4. Evaluation and comparative study
By comparing our architecture to other techniques, it is noticeable that the proposed architecture considers all the critical factors to achieve the performance and scalability attributes. Primarily, focusing on the topology awareness and building a metadata repository about the availabilities and capabilities of HPC resources can play a critical role to support the decomposition and high-level scheduling techniques. Such metadata can enhance the decision-making about choosing suitable granularity options and parallelism paradigm. Furthermore, the high-level scheduling technique can exploit the HPC resources positively by taking in account data locality and load balancing.
Instead of Integrating some big data and parallel programming models, this architecture constitutes an independent big data platform that employ hybrid parallel programming to support high parallelism for CPUs and GPUs accelerators.

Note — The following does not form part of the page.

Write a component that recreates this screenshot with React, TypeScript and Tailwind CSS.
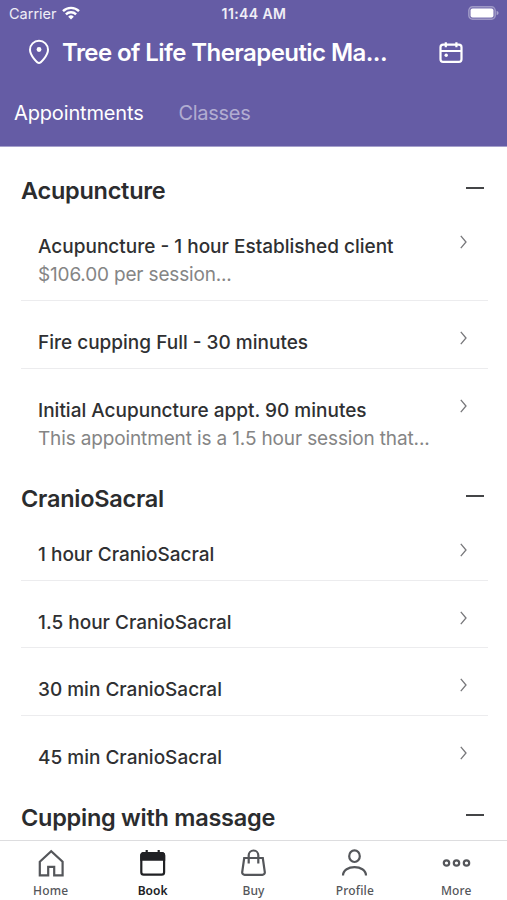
type Item = { title: string; sub?: string; subTracking?: string };
type SectionData = { name: string; items: Item[] };

const sections: SectionData[] = [
  {
    name: 'Acupuncture',
    items: [
      { title: 'Acupuncture - 1 hour Established client', sub: '$106.00 per session...', subTracking: 'tracking-[-0.17px]' },
      { title: 'Fire cupping Full - 30 minutes' },
      {
        title: 'Initial Acupuncture appt. 90 minutes',
        sub: 'This appointment is a 1.5 hour session that...',
        subTracking: 'tracking-[-0.14px]',
      },
    ],
  },
  {
    name: 'CranioSacral',
    items: [
      { title: '1 hour CranioSacral' },
      { title: '1.5 hour CranioSacral' },
      { title: '30 min CranioSacral' },
      { title: '45 min CranioSacral' },
    ],
  },
  { name: 'Cupping with massage', items: [] },
];

function Row({ item, last }: { item: Item; last: boolean }) {
  const height = item.sub ? (last ? 'h-[86px]' : 'h-24') : last ? 'h-[58.2px]' : 'h-[67.6px]';
  return (
    <li className={`flex items-start justify-between border-[#ececee] pr-[21px] pl-[17px] pt-7 ${height} ${last ? '' : 'border-b'}`}>
      <div className="whitespace-nowrap">
        <div className="text-[19px] leading-[27px] font-medium text-[#2f3032]">{item.title}</div>
        {item.sub && <div className={`text-[19px] leading-[30px] text-[#858585] ${item.subTracking}`}>{item.sub}</div>}
      </div>
      <svg className="mt-0.5 mr-[0.5px] h-[14px] w-[7px] shrink-0" viewBox="0 0 7 14" fill="none" stroke="#77777a" strokeWidth="1.3">
        <path d="M.8 .8 6 7 .8 13.2" />
      </svg>
    </li>
  );
}

function Section({ data }: { data: SectionData }) {
  return (
    <section>
      <header className="flex h-[58.3px] items-start justify-between pt-[28.8px]">
        <h2 className="text-[23.5px] leading-[30px] font-semibold tracking-[-0.26px] whitespace-nowrap text-[#2b2c2e]">{data.name}</h2>
        <div className="mt-[11.2px] mr-1 h-[2px] w-[18px] bg-[#444547]" />
      </header>
      <ul>
        {data.items.map((item, i) => (
          <Row key={item.title} item={item} last={i === data.items.length - 1} />
        ))}
      </ul>
    </section>
  );
}

const tabs = [
  {
    label: 'Home',
    icon: <path d="M3.8 12.8 15.2 2.2 26.6 12.8V26.4H18.2V17.8H12.2V26.4H3.8Z" />,
  },
  {
    label: 'Book',
    icon: (
      <>
        <rect x="3.3" y="4" width="22.8" height="21.6" rx="2.4" />
        <path d="M3.3 6.4A2.4 2.4 0 0 1 5.700 4h18a2.4 2.4 0 0 1 2.400 2.400v4.200H3.300ZM8.700 1v4M20.700 1v4" fill="currentColor" />
      </>
    ),
  },
  {
    label: 'Buy',
    icon: (
      <>
        <path d="M5.2 9h18.6l2 14.200a2.400 2.400 0 0 1-2.400 2.600H5.600a2.400 2.400 0 0 1-2.400-2.600Z" />
        <path d="M9.7 14.4V6.3a4.8 4.8 0 0 1 9.6 0v8.1" />
      </>
    ),
  },
  {
    label: 'Profile',
    icon: (
      <>
        <ellipse cx="14.5" cy="7.200" rx="5.300" ry="5.800" />
        <path d="M3 26.6c0-11.3 23-11.3 23 0" />
      </>
    ),
  },
  {
    label: 'More',
    icon: (
      <>
        <circle cx="4.5" cy="14" r="2.700" />
        <circle cx="14.5" cy="14" r="2.700" />
        <circle cx="24.500" cy="14" r="2.700" />
      </>
    ),
  },
];

export default function App() {
  return (
    <div className="flex h-[900px] w-[507px] flex-col overflow-hidden bg-white font-[Inter,'Liberation_Sans',sans-serif]">
      <header className="h-[147px] shrink-0 border-b border-[#a5a0cb] bg-[#655ca5] text-white">
        <div className="grid h-7 grid-cols-3 items-center pr-2 pl-[9px] text-[14px] text-white/90">
          <div className="flex items-center gap-[5px]">
            <span className="text-[14.5px] tracking-[0px]">Carrier</span>
            <svg className="-mt-[2px] h-[14px] w-[18px]" viewBox="0 0 18 14" fill="none" stroke="white" strokeWidth="2.4">
              <path d="M1 5.2a11.3 11.3 0 0 1 16 0M3.9 8.3a7.2 7.2 0 0 1 10.2 0" />
              <path d="M6.2 10.7a4 4 0 0 1 5.6 0L9 13.6Z" fill="white" stroke="none" />
            </svg>
          </div>
          <div className="-mt-px text-center font-semibold tracking-[0.4px]">11:44 AM</div>
          <svg className="-mt-[2px] h-[14px] w-[31px] justify-self-end" viewBox="0 0 31 14">
            <rect x=".7" y=".7" width="26.6" height="12.6" rx="3.8" fill="white" fillOpacity=".15" stroke="white" strokeOpacity=".35" strokeWidth="1.2" />
            <rect x="2.6" y="2.6" width="22.8" height="8.8" rx="2" fill="white" />
            <path d="M28.6 4.8q2 .8 2 2.2t-2 2.2Z" fill="white" fillOpacity=".45" />
          </svg>
        </div>
        <div className="flex h-[49px] items-center pr-11 pl-7">
          <svg className="-mt-[2px] h-[26px] w-[22px] shrink-0" viewBox="0 0 22 26" fill="none" stroke="white" strokeWidth="2">
            <path d="M11 24C9.400 24 2 16.500 2 10.700a9 9 0 0 1 18 0C20 16.500 12.600 24 11 24Z" />
            <circle cx="11" cy="10.500" r="2.400" fill="white" stroke="none" />
          </svg>
          <h1 className="ml-3 text-[24px] leading-8 font-semibold tracking-[-0.57px] whitespace-nowrap">Tree of Life Therapeutic Ma...</h1>
          <svg className="ml-auto h-[22px] w-6" viewBox="0 0 24 22" fill="none" stroke="white" strokeWidth="2.2">
            <rect x="1.500" y="2.700" width="21" height="17.200" rx="2.600" />
            <path d="M1.500 9h21M6.800 .2v5M17.400 .2v5" />
            <circle cx="7.200" cy="13.200" r="1.700" fill="white" stroke="none" />
          </svg>
        </div>
        <nav className="flex pt-[22px] pl-[14px] text-[20px] leading-7">
          <span className="w-[164.5px] tracking-[-0.15px]">Appointments</span>
          <span className="tracking-[-0.3px] text-white/50">Classes</span>
        </nav>
      </header>
      <main className="min-h-0 flex-1 overflow-hidden pr-[19px] pl-[21px]">
        {sections.map((s) => (
          <Section key={s.name} data={s} />
        ))}
      </main>
      <nav className="grid h-[60px] shrink-0 grid-cols-5 border-t border-[#dddddf] bg-white font-['Noto_Sans',sans-serif]">
        {tabs.map((t) => (
          <div key={t.label} className={`flex flex-col items-center pt-2 ${t.label === 'Book' ? 'text-[#202124]' : 'text-[#54565a]'}`}>
            <svg className="h-[29px] w-[29px]" viewBox="0 0 29 29" fill="none" stroke="currentColor" strokeWidth="2.2">
              {t.icon}
            </svg>
            <span className={`mt-[5px] text-[12px] leading-4 ${t.label === 'Book' ? 'pl-px font-semibold' : 'font-medium tracking-[0.15px]'}`}>{t.label}</span>
          </div>
        ))}
      </nav>
    </div>
  );
}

The scalability can be seen from adding more dedicated clusters as needed. Adding more clusters will not affect the essence of each technique in particular, and resource management as a whole system integrating these techniques.
Different performance metrics have to be considered to implement the proposed architecture efficiently. Big data is the primary stream of this architecture, thus data building time is a significant metrics that may affect the performance. This time is required to construct a data structure used for computation and to perform the decomposition technique. Furthermore, employing parallel programming models such as MPI and OpenAcc can affect the computation time positively. From the part of HPC, hardware utilization metrics is also a cornerstone of the proposed architecture particularly for improving high-level scheduling technique
The novelty of this architecture can be arisen from having metadata about both big data applications and HPC resources, which leads to scheduling current jobs to the most suitable and available resources or cluster.
5. Conclusion
HPC has become an attractive environment for supporting scientific workflows and big data computing due to its performance capabilities. Unfortunately, big data applications usually do not fully exploit these capabilities afforded by HPC clusters, because such applications were written in high-level programming languages that do not encourage parallelism as parallel programming models. Another reason is that the architecture of big data platforms defers from the HPC architecture. A parallel HPC-based Resource Management System is proposed in this paper to enhance the performance of big data applications on HPC clusters without sacrificing the power consumption of HPC. For the future work, the High-level architecture for the proposed system will be developed and evaluated by running some big data applications. Moreover, some performance benchmarks will be provided to reflect the efficiency of our system.
- M. Chen, S. Mao, and Y. Liu, “Big data: A survey,” Mob. Networks Appl., vol. 19, no. 2, pp. 171–209, 2014.
- C. L. P. Chen and C.-Y. Zhang, “Data-intensive applications, challenges, techniques and technologies: A survey on Big Data,” Inf. Sci. (Ny)., vol. 275, pp. 314–347, 2014.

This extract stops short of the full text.